State highway plans still largely ignore aging I-95

Published November 25, 2015

Editorial by Fayetteville Observer, November 25, 2015.

Many of us will be thinking about our highway system this week. We'll be on it, quite possibly failing to make the sort of rapid progress we had in mind.

AAA Carolinas predicts more than 1.3 million North Carolinians will travel 50 or more miles from home during the Thanksgiving holiday. The holiday spirit is fueled this year by the cheapest gasoline we've seen since 2008 - below $2 a gallon in many places across the state, including here in Cumberland County.

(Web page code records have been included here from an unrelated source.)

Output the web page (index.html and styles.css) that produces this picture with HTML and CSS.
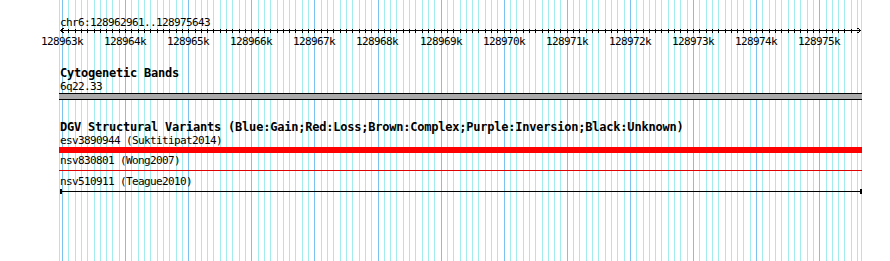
FILE: index.html
```html
<!DOCTYPE html>
<html lang="en">
<head>
    <meta charset="UTF-8">
    <title>chr6:128962961..128975643</title>
    <link rel="stylesheet" href="styles.css">
</head>
<body>
    <div class="panel">
        <svg class="grid" id="grid" width="890" height="261"></svg>

        <div class="tracks">
            <div class="ruler">
                <div class="ruler-title">chr6:128962961..128975643</div>
                <svg class="ruler-axis" id="axis" width="890" height="8"></svg>
                <div class="ruler-labels">
                    <span class="tick-label" style="left:62px">128963k</span>
                    <span class="tick-label" style="left:125px">128964k</span>
                    <span class="tick-label" style="left:188px">128965k</span>
                    <span class="tick-label" style="left:251px">128966k</span>
                    <span class="tick-label" style="left:314px">128967k</span>
                    <span class="tick-label" style="left:377px">128968k</span>
                    <span class="tick-label" style="left:441px">128969k</span>
                    <span class="tick-label" style="left:504px">128970k</span>
                    <span class="tick-label" style="left:567px">128971k</span>
                    <span class="tick-label" style="left:630px">128972k</span>
                    <span class="tick-label" style="left:693px">128973k</span>
                    <span class="tick-label" style="left:756px">128974k</span>
                    <span class="tick-label" style="left:819px">128975k</span>
                </div>
            </div>

            <div class="track track-bands">
                <div class="track-title">Cytogenetic Bands</div>
                <div class="feature-label">6q22.33</div>
                <div class="band"></div>
            </div>

            <div class="track track-dgv">
                <div class="track-title">DGV Structural Variants (Blue:Gain;Red:Loss;Brown:Complex;Purple:Inversion;Black:Unknown)</div>
                <div class="feature-label">esv3890944 (Suktitipat2014)</div>
                <div class="sv sv-loss-thick"></div>
                <div class="feature-label label-wong">nsv830801 (Wong2007)</div>
                <div class="sv sv-loss-thin"></div>
                <div class="feature-label label-teague">nsv510911 (Teague2010)</div>
                <div class="sv sv-unknown"></div>
            </div>
        </div>
    </div>

    <script>
        // scale: x of 128963000 and pixels per kb
        const START = 128962961;
        const END = 128975643;
        const X0 = 62;
        const PX_PER_KB = 63.1;
        const NS = 'http://www.w3.org/2000/svg';

        function xOf(bp) {
            return Math.round(X0 + (bp - 128963000) * PX_PER_KB / 1000) + 0.5;
        }

        function line(svg, x1, y1, x2, y2, cls) {
            const l = document.createElementNS(NS, 'line');
            l.setAttribute('x1', x1);
            l.setAttribute('y1', y1);
            l.setAttribute('x2', x2);
            l.setAttribute('y2', y2);
            l.setAttribute('class', cls);
            svg.appendChild(l);
        }

        // background grid
        const grid = document.getElementById('grid');
        line(grid, 59.5, 0, 59.5, 261, 'grid-minor');
        line(grid, 861.5, 0, 861.5, 261, 'grid-minor');
        for (let bp = 128963000; bp < END; bp += 100) {
            const x = xOf(bp);
            line(grid, x, 0, x, 261, bp % 1000 === 0 ? 'grid-major' : 'grid-minor');
        }

        // ruler axis with ticks and arrows
        const axis = document.getElementById('axis');
        line(axis, 60, 2.5, 861, 2.5, 'axis-line');
        for (let bp = 128963000; bp < END; bp += 100) {
            const x = xOf(bp);
            if (x > 855) break;
            line(axis, x, 1, x, 5, 'axis-line');
        }
        const arrows = document.createElementNS(NS, 'path');
        arrows.setAttribute('d', 'M63.5 0 L60.5 2.5 L63.5 5 M857.5 0 L860.5 2.5 L857.5 5');
        arrows.setAttribute('class', 'axis-arrow');
        axis.appendChild(arrows);
    </script>
</body>
</html>
```

FILE: styles.css
```css
body {
    margin: 0;
    padding: 0;
    background-color: #ffffff;
    font-family: 'DejaVu Sans Mono', 'Liberation Mono', monospace;
    color: #000000;
}

.panel {
    position: relative;
    width: 890px;
    height: 261px;
    overflow: hidden;
    background-color: #ffffff;
}

.grid {
    position: absolute;
    top: 0;
    left: 0;
    shape-rendering: crispEdges;
}

.grid-minor {
    stroke: #a2ecee;
    stroke-width: 1;
}

.grid-major {
    stroke: #7cc2ee;
    stroke-width: 1;
}

.tracks {
    position: relative;
    padding-top: 17px;
}

/* ruler */
.ruler-title,
.feature-label,
.tick-label {
    font-size: 11px;
    line-height: 11px;
    height: 11px;
    letter-spacing: -0.62px;
    white-space: nowrap;
}

.ruler-title,
.feature-label,
.track-title {
    padding-left: 60px;
}

.ruler-axis {
    display: block;
    shape-rendering: crispEdges;
}

.axis-line {
    stroke: #000000;
    stroke-width: 1;
}

.axis-arrow {
    fill: none;
    stroke: #000000;
    stroke-width: 1;
}

.ruler-labels {
    position: relative;
    height: 11px;
}

.tick-label {
    position: absolute;
    top: 0;
    transform: translateX(-50%);
}

/* tracks */
.track-title {
    font-weight: bold;
    font-size: 12px;
    line-height: 13px;
    height: 13px;
    letter-spacing: -0.22px;
    white-space: nowrap;
}

.track-bands {
    margin-top: 20px;
}

.track-dgv {
    margin-top: 21px;
}

.track .feature-label {
    margin-top: 1px;
}

.band {
    margin: 1px 0 0 59px;
    width: 803px;
    height: 5px;
    background-color: #aaaaaa;
    border-top: 1px solid #000000;
    border-bottom: 1px solid #000000;
}

.sv {
    margin-left: 59px;
    width: 803px;
}

.sv-loss-thick {
    margin-top: 1px;
    height: 6px;
    background-color: #ff0000;
}

.track .label-wong {
    margin-top: 2px;
}

.sv-loss-thin {
    margin-top: 4px;
    height: 1px;
    background-color: #e00000;
}

.track .label-teague {
    margin-top: 5px;
}

.sv-unknown {
    margin: 2px 0 0 60px;
    width: 798px;
    height: 5px;
    border-left: 2px solid #000000;
    border-right: 2px solid #000000;
    background: linear-gradient(#000000, #000000) center / 100% 1px no-repeat;
}
```
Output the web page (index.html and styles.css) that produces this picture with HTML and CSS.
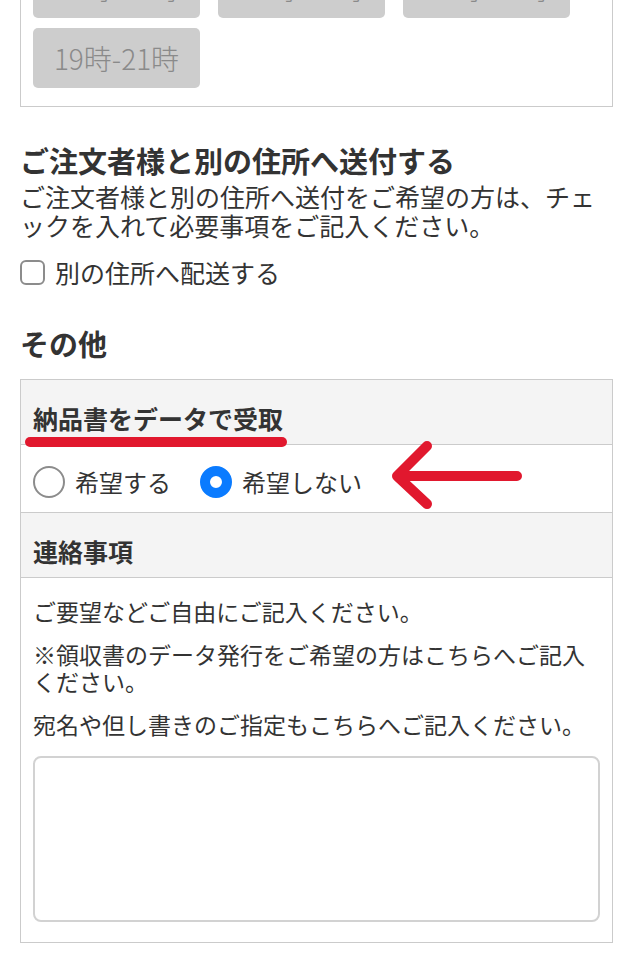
FILE: index.html
```html
<!DOCTYPE html>
<html lang="ja">
<head>
    <meta charset="UTF-8">
    <meta name="viewport" content="width=device-width, initial-scale=1.0">
    <title>ご注文手続き</title>
    <link rel="stylesheet" href="styles.css">
</head>
<body>

    <div class="box time-box">
        <div class="time-list">
            <button type="button" class="time-btn">14時-16時</button>
            <button type="button" class="time-btn">16時-18時</button>
            <button type="button" class="time-btn">18時-20時</button>
            <button type="button" class="time-btn">19時-21時</button>
        </div>
    </div>

    <h2 class="sec-title first">ご注文者様と別の住所へ送付する</h2>
    <p class="sec-desc">ご注文者様と別の住所へ送付をご希望の方は、チェックを入れて必要事項をご記入ください。</p>
    <label class="check-row">
        <input type="checkbox" name="other_address">
        <span>別の住所へ配送する</span>
    </label>

    <h2 class="sec-title">その他</h2>

    <div class="box panel">
        <div class="panel-head">
            納品書をデータで受取
            <span class="mark-line"></span>
        </div>
        <div class="panel-row radio-row">
            <label class="radio-item">
                <input type="radio" name="invoice_data" value="yes">
                <span>希望する</span>
            </label>
            <label class="radio-item">
                <input type="radio" name="invoice_data" value="no" checked>
                <span>希望しない</span>
            </label>
            <!-- annotation arrow -->
            <svg class="mark-arrow" width="520" height="67" viewBox="0 0 520 67">
                <path d="M496 31 L376 31 M406 1 L376 31 L406 59" fill="none" stroke="#e1182e" stroke-width="10" stroke-linecap="round" stroke-linejoin="round"/>
            </svg>
        </div>
        <div class="panel-head">連絡事項</div>
        <div class="panel-row notes">
            <p>ご要望などご自由にご記入ください。</p>
            <p>※領収書のデータ発行をご希望の方はこちらへご記入ください。</p>
            <p>宛名や但し書きのご指定もこちらへご記入ください。</p>
            <textarea name="message"></textarea>
        </div>
    </div>

</body>
</html>
```

FILE: styles.css
```css
body {
    margin: 0;
    padding: 0 20px;
    font-family: "Noto Sans CJK JP", "Noto Sans", sans-serif;
    color: #333;
    background: #fff;
}

.box {
    border: 1px solid #cbcbcb;
    background: #fff;
}

/* delivery time slots (scrolled past) */
.time-box {
    margin-top: -55px;
    padding: 12px 12px 18px;
}

.time-list {
    display: flex;
    flex-wrap: wrap;
    gap: 10px 18px;
}

.time-btn {
    width: 167px;
    height: 60px;
    border: none;
    border-radius: 5px;
    background: #cdcdcd;
    color: #8a8a8a;
    font-family: inherit;
    font-size: 28px;
    font-weight: 300;
    padding: 0;
}

.sec-title {
    margin: 38px 0 0;
    font-size: 29px;
    line-height: 36px;
    font-weight: bold;
    color: #333;
}

.sec-title.first {
    margin-top: 35px;
}

.sec-desc {
    margin: 4px 0 0;
    font-size: 25px;
    line-height: 29px;
    line-break: loose;
}

.check-row {
    display: flex;
    align-items: center;
    gap: 10px;
    margin-top: 17px;
    height: 30px;
    font-size: 25px;
}

.check-row input {
    appearance: none;
    -webkit-appearance: none;
    margin: 0;
    width: 25px;
    height: 25px;
    border: 2px solid #8c8c8c;
    border-radius: 6px;
    background: #fff;
}

.panel {
    margin-top: 18px;
}

.panel-head {
    position: relative;
    background: #f4f4f4;
    padding: 23px 12px 11px;
    font-size: 25px;
    line-height: 30px;
    font-weight: bold;
}

.panel > div + div {
    border-top: 1px solid #cbcbcb;
}

.mark-line {
    position: absolute;
    left: 4px;
    top: 57px;
    width: 262px;
    height: 10px;
    border-radius: 5px;
    background: #e1182e;
    z-index: 2;
}

.panel-row {
    position: relative;
    padding: 0 12px;
}

.radio-row {
    display: flex;
    align-items: center;
    gap: 29px;
    padding-top: 21px;
    padding-bottom: 14px;
}

.radio-item {
    display: flex;
    align-items: center;
    gap: 10px;
    font-size: 24px;
    line-height: 32px;
}

.radio-item input {
    appearance: none;
    -webkit-appearance: none;
    margin: 0;
    width: 32px;
    height: 32px;
    border: 2px solid #8c8c8c;
    border-radius: 50%;
    background: #fff;
}

.radio-item input:checked {
    border: 10px solid #0a7bff;
}

.mark-arrow {
    position: absolute;
    left: 0;
    top: 0;
    overflow: visible;
    z-index: 2;
}

.notes {
    padding-top: 20px;
    padding-bottom: 20px;
}

.notes p {
    margin: 0 0 16px;
    font-size: 23px;
    line-height: 27px;
}

.notes textarea {
    display: block;
    box-sizing: border-box;
    width: 100%;
    height: 166px;
    margin-top: 18px;
    border: 2px solid #d2d2d2;
    border-radius: 8px;
    resize: none;
}
```
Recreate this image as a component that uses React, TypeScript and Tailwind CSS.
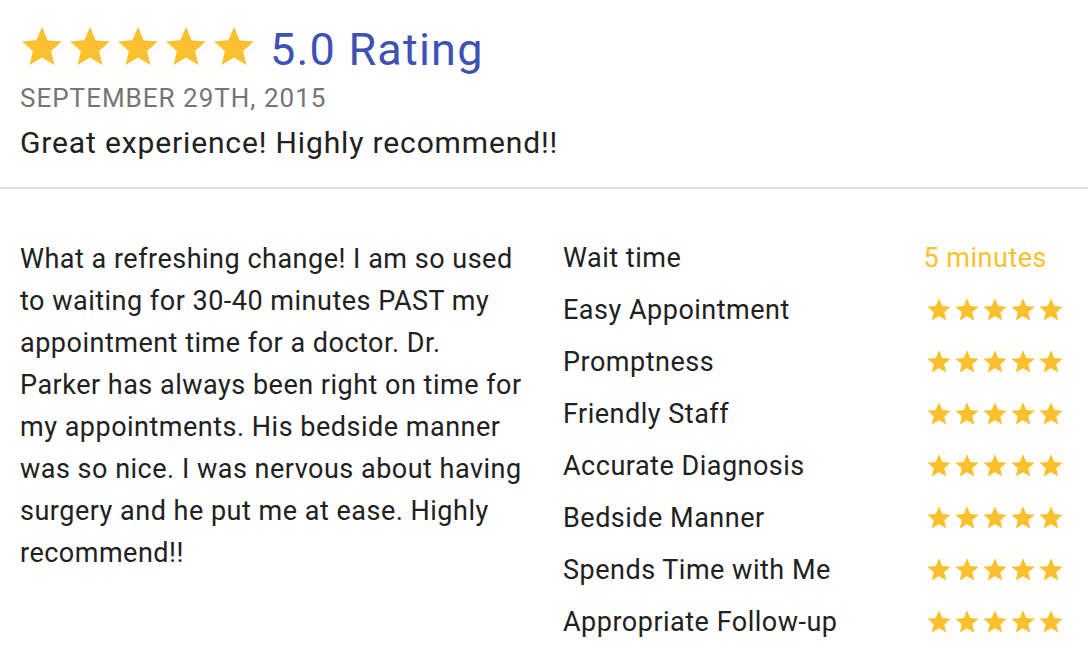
import React from "react";

const STAR = "M12 17.27L18.18 21l-1.64-7.03L22 9.24l-7.19-.61L12 2 9.19 8.63 2 9.24l5.46 4.73L5.82 21z";

function Star({ size }: { size: number }) {
  return (
    <svg width={size} height={size} viewBox="0 0 24 24" className="shrink-0 block">
      <path d={STAR} fill="#fbc02d" />
    </svg>
  );
}

const rows = [
  "Easy Appointment",
  "Promptness",
  "Friendly Staff",
  "Accurate Diagnosis",
  "Bedside Manner",
  "Spends Time with Me",
  "Appropriate Follow-up",
];

const lines = [
  "What a refreshing change! I am so used",
  "to waiting for 30-40 minutes PAST my",
  "appointment time for a doctor. Dr.",
  "Parker has always been right on time for",
  "my appointments. His bedside manner",
  "was so nice. I was nervous about having",
  "surgery and he put me at ease. Highly",
  "recommend!!",
];

export default function App() {
  return (
    <div className="w-[1088px] h-[666px] bg-white overflow-hidden font-['Roboto',sans-serif] text-[#212121]">
      <div className="px-5 pt-[23px] pb-[24px]">
        <div className="flex items-start">
          <div className="flex ml-[-2px]">
            {[0, 1, 2, 3, 4].map((i) => (
              <Star key={i} size={48} />
            ))}
          </div>
          <span className="ml-[12px] mt-[3px] text-[45px] leading-[48px] tracking-[1.2px] text-[#3f51b5] whitespace-nowrap">
            5.0 Rating
          </span>
        </div>
        <div className="text-[26px] leading-[30px] text-[#757575] tracking-[1px] mt-[9px]">SEPTEMBER 29TH, 2015</div>
        <div className="text-[30px] leading-[40px] tracking-[0.86px] mt-[10px] whitespace-nowrap">
          Great experience! Highly recommend!!
        </div>
      </div>
      <div className="h-[2px] bg-[#e0e0e0]" />
      <div className="flex items-start px-5 pt-[43px]">
        <p className="w-[543px] shrink-0 mt-[6px] text-[27px] leading-[42px] tracking-[0.5px]">
          {lines.map((l, i) => (
            <span key={i} className="block whitespace-nowrap">
              {l}
            </span>
          ))}
        </p>
        <div className="w-[502px] shrink-0 flex flex-col text-[27px] tracking-[0.5px]">
          <div className="flex items-center justify-between h-[52px]">
            <span>Wait time</span>
            <span className="text-[#fbc02d] mr-[18px]">5 minutes</span>
          </div>
          {rows.map((r) => (
            <div key={r} className="flex items-center justify-between h-[52px]">
              <span className="whitespace-nowrap">{r}</span>
              <div className="flex">
                {[0, 1, 2, 3, 4].map((i) => (
                  <Star key={i} size={28} />
                ))}
              </div>
            </div>
          ))}
        </div>
      </div>
    </div>
  );
}
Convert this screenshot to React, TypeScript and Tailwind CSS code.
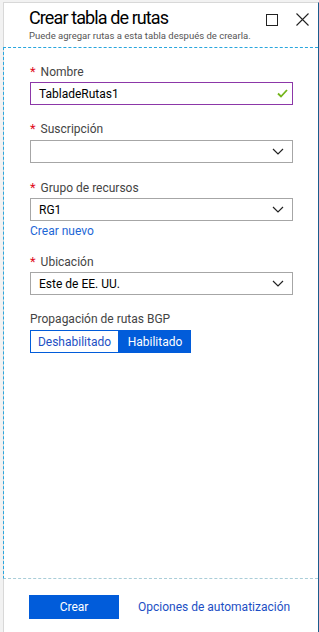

In many places, unfortunately, the roads aren't up to the challenge of heavy traffic. We have long since relinquished our once-proud title of "Good Roads State." We have thousands of bridges that need repair or replacement, and thousands of miles of highways that are years beyond their replacement deadline.

The reason is the failure of state government to plan for, and fund, the work our highways need.

Fortunately, that appears to be changing. The General Assembly has ended its annual raids on the state's highway funds, no longer taking the money raised from gasoline and other automotive taxes to balance the budget. This will leave an extra $200 million a year in the highway funds. Unfortunately, more fuel-efficient vehicles and a cap on the gasoline tax have put a crimp in the funds' cash flow.

Gov. Pat McCrory this year proposed a $2 billion bond issue to jump-start work on our roads. Lawmakers balked, preferring to push bonds for buildings, most of them on state college campuses. But they did appropriate $1.6 billion extra for highway work, which will add new road projects across the state.

Around here, that will mean accelerated work on the N.C. 24 widening and Fayetteville's Outer Loop.

Interstate 40 gets plenty of attention in the plan, as it should, and so do Interstates 85 and 77. But our state's oldest interstate, the one in greatest need of help, is all but ignored. The state's expanded highway plan includes interchange work in Harnett and Robeson counties, but that's all.

Meanwhile, the Main Street of the East Coast is still overcrowded, spanned by substandard bridges and suffering from a design that dates back to the 1950s.

Back in 2012, a state transportation executive said it would take about 80 years to bring this state's 182 miles of the aging interstate up to modern safety standards if no new revenue sources are found. But a public furor over proposals to fund the work through tolls scared off Democrats and Republicans alike. Apparently, they're still cowering, instead of addressing one of North Carolina's biggest highway challenges.

We hope holiday travels put some of our elected and appointed leaders on I-95 this week, as a reminder that we need, at the least, to start talking about it again.